Aim of the task: Copy out the data below as written; omit any images.
○ ○ ○
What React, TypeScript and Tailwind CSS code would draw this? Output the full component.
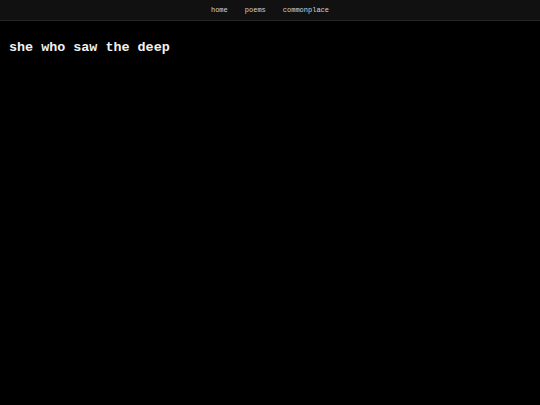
export default function App() {
  const links = ["home", "poems", "commonplace"];

  return (
    <div className="min-h-[405px] bg-black text-white font-['Liberation_Mono',monospace]">
      {/* top nav */}
      <nav className="flex h-[21px] items-center justify-center gap-[17px] border-b border-[#262626] bg-[#111111] pt-[1px]">
        {links.map((l) => (
          <a key={l} className="text-[7px] leading-none text-[#d4d4d4]">
            {l}
          </a>
        ))}
      </nav>

      <main className="px-[9px] pt-[20px]">
        <h1 className="text-[13.4px] font-bold leading-none text-[#f2f2f2]">she who saw the deep</h1>
      </main>
    </div>
  );
}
○ ○ ○
Solved exercise:
What React, TypeScript and Tailwind CSS code would draw this? Output the full component.
export default function App() {
  const links = ["home", "poems", "commonplace"];

  return (
    <div className="min-h-[405px] bg-black text-white font-['Liberation_Mono',monospace]">
      {/* top nav */}
      <nav className="flex h-[21px] items-center justify-center gap-[17px] border-b border-[#262626] bg-[#111111] pt-[1px]">
        {links.map((l) => (
          <a key={l} className="text-[7px] leading-none text-[#d4d4d4]">
            {l}
          </a>
        ))}
      </nav>

      <main className="px-[9px] pt-[20px]">
        <h1 className="text-[13.4px] font-bold leading-none text-[#f2f2f2]">she who saw the deep</h1>
      </main>
    </div>
  );
}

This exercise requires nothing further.